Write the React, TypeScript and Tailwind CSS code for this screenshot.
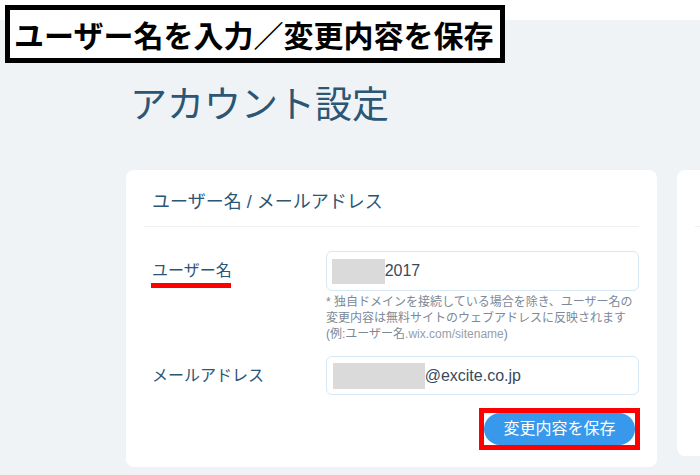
import React from "react";

const jp = "font-['Liberation_Sans','Noto_Sans_CJK_JP',sans-serif]";

export default function App() {
  return (
    <div className={`relative w-[700px] h-[475px] overflow-hidden bg-[#eff3f6] ${jp}`}>
      <div className="h-[20px] bg-white" />
      <div className="pl-[130px] mt-[67px]">
        <h1 className="text-[37px] leading-[37px] text-[#2b5675] font-normal">アカウント設定</h1>
      </div>
      <div className="flex gap-[20px] pl-[126px] mt-[46px] items-start">
        <div className="w-[531px] h-[297px] shrink-0 rounded-[8px] bg-white px-[18px]">
          <div className="pl-[8px] pt-[21px] h-[57px] text-[18px] leading-[22px] text-[#2b5675] border-b border-[#eef1f4]">
            ユーザー名 / メールアドレス
          </div>
          <div className="flex items-center mt-[24px]">
            <div className="w-[182px] pl-[8px]">
              <span className="relative text-[16px] leading-[20px] text-[#2b5675]">
                ユーザー名
                <span className="absolute left-[-1px] top-[21px] w-[80px] h-[5px] bg-[#ff0000]" />
              </span>
            </div>
            <div className="w-[314px] h-[40px] rounded-[6px] border-[1.5px] border-[#d6e7f6] bg-white flex items-center pl-[5px]">
              <span className="w-[53px] h-[25px] bg-[#dadada]" />
              <span className="text-[16px] text-[#3a4a5a]">2017</span>
            </div>
          </div>
          <div className="ml-[182px] mt-[3px] text-[12px] leading-[16px] text-[#7b8998] whitespace-nowrap">
            <div>* 独自ドメインを接続している場合を除き、ユーザー名の</div>
            <div>変更内容は無料サイトのウェブアドレスに反映されます</div>
            <div>
              (例:ユーザー名<span className="text-[#959eaa]">.wix.com/sitename</span>)
            </div>
          </div>
          <div className="flex items-center mt-[14px]">
            <div className="w-[182px] pl-[8px] text-[16px] leading-[20px] text-[#2b5675]">メールアドレス</div>
            <div className="w-[314px] h-[39px] rounded-[6px] border-[1.5px] border-[#d6e7f6] bg-white flex items-center pl-[6px]">
              <span className="w-[92px] h-[26px] bg-[#dadada]" />
              <span className="text-[16px] text-[#3a4a5a]">@excite.co.jp</span>
            </div>
          </div>
          <div className="flex justify-end mt-[13px] mr-[-1px]">
            <div className="border-[5px] border-[#ff0000] bg-white">
              <button className="w-[151px] h-[32px] rounded-full bg-[#3899ec] text-white text-[16px] leading-[32px] block">
                変更内容を保存
              </button>
            </div>
          </div>
        </div>
        <div className="w-[200px] h-[286px] shrink-0 rounded-[8px] bg-white px-[18px]">
          <div className="h-[57px] border-b border-[#eef1f4]" />
        </div>
      </div>
      <div className="absolute left-[5px] top-[5px] w-[500px] h-[58px] border-[5px] border-black bg-white flex items-center pl-[4px]">
        <span className="text-[30px] leading-[36px] font-bold text-black whitespace-nowrap font-['Noto_Sans_CJK_JP',sans-serif]">
          ユーザー名を入力／変更内容を保存
        </span>
      </div>
    </div>
  );
}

===============

**Directive**
Reproduce all of the material above word for word. Omit the pictures.

**The response**
Write the React, TypeScript and Tailwind CSS code for this screenshot.
import React from "react";

const jp = "font-['Liberation_Sans','Noto_Sans_CJK_JP',sans-serif]";

export default function App() {
  return (
    <div className={`relative w-[700px] h-[475px] overflow-hidden bg-[#eff3f6] ${jp}`}>
      <div className="h-[20px] bg-white" />
      <div className="pl-[130px] mt-[67px]">
        <h1 className="text-[37px] leading-[37px] text-[#2b5675] font-normal">アカウント設定</h1>
      </div>
      <div className="flex gap-[20px] pl-[126px] mt-[46px] items-start">
        <div className="w-[531px] h-[297px] shrink-0 rounded-[8px] bg-white px-[18px]">
          <div className="pl-[8px] pt-[21px] h-[57px] text-[18px] leading-[22px] text-[#2b5675] border-b border-[#eef1f4]">
            ユーザー名 / メールアドレス
          </div>
          <div className="flex items-center mt-[24px]">
            <div className="w-[182px] pl-[8px]">
              <span className="relative text-[16px] leading-[20px] text-[#2b5675]">
                ユーザー名
                <span className="absolute left-[-1px] top-[21px] w-[80px] h-[5px] bg-[#ff0000]" />
              </span>
            </div>
            <div className="w-[314px] h-[40px] rounded-[6px] border-[1.5px] border-[#d6e7f6] bg-white flex items-center pl-[5px]">
              <span className="w-[53px] h-[25px] bg-[#dadada]" />
              <span className="text-[16px] text-[#3a4a5a]">2017</span>
            </div>
          </div>
          <div className="ml-[182px] mt-[3px] text-[12px] leading-[16px] text-[#7b8998] whitespace-nowrap">
            <div>* 独自ドメインを接続している場合を除き、ユーザー名の</div>
            <div>変更内容は無料サイトのウェブアドレスに反映されます</div>
            <div>
              (例:ユーザー名<span className="text-[#959eaa]">.wix.com/sitename</span>)
            </div>
          </div>
          <div className="flex items-center mt-[14px]">
            <div className="w-[182px] pl-[8px] text-[16px] leading-[20px] text-[#2b5675]">メールアドレス</div>
            <div className="w-[314px] h-[39px] rounded-[6px] border-[1.5px] border-[#d6e7f6] bg-white flex items-center pl-[6px]">
              <span className="w-[92px] h-[26px] bg-[#dadada]" />
              <span className="text-[16px] text-[#3a4a5a]">@excite.co.jp</span>
            </div>
          </div>
          <div className="flex justify-end mt-[13px] mr-[-1px]">
            <div className="border-[5px] border-[#ff0000] bg-white">
              <button className="w-[151px] h-[32px] rounded-full bg-[#3899ec] text-white text-[16px] leading-[32px] block">
                変更内容を保存
              </button>
            </div>
          </div>
        </div>
        <div className="w-[200px] h-[286px] shrink-0 rounded-[8px] bg-white px-[18px]">
          <div className="h-[57px] border-b border-[#eef1f4]" />
        </div>
      </div>
      <div className="absolute left-[5px] top-[5px] w-[500px] h-[58px] border-[5px] border-black bg-white flex items-center pl-[4px]">
        <span className="text-[30px] leading-[36px] font-bold text-black whitespace-nowrap font-['Noto_Sans_CJK_JP',sans-serif]">
          ユーザー名を入力／変更内容を保存
        </span>
      </div>
    </div>
  );
}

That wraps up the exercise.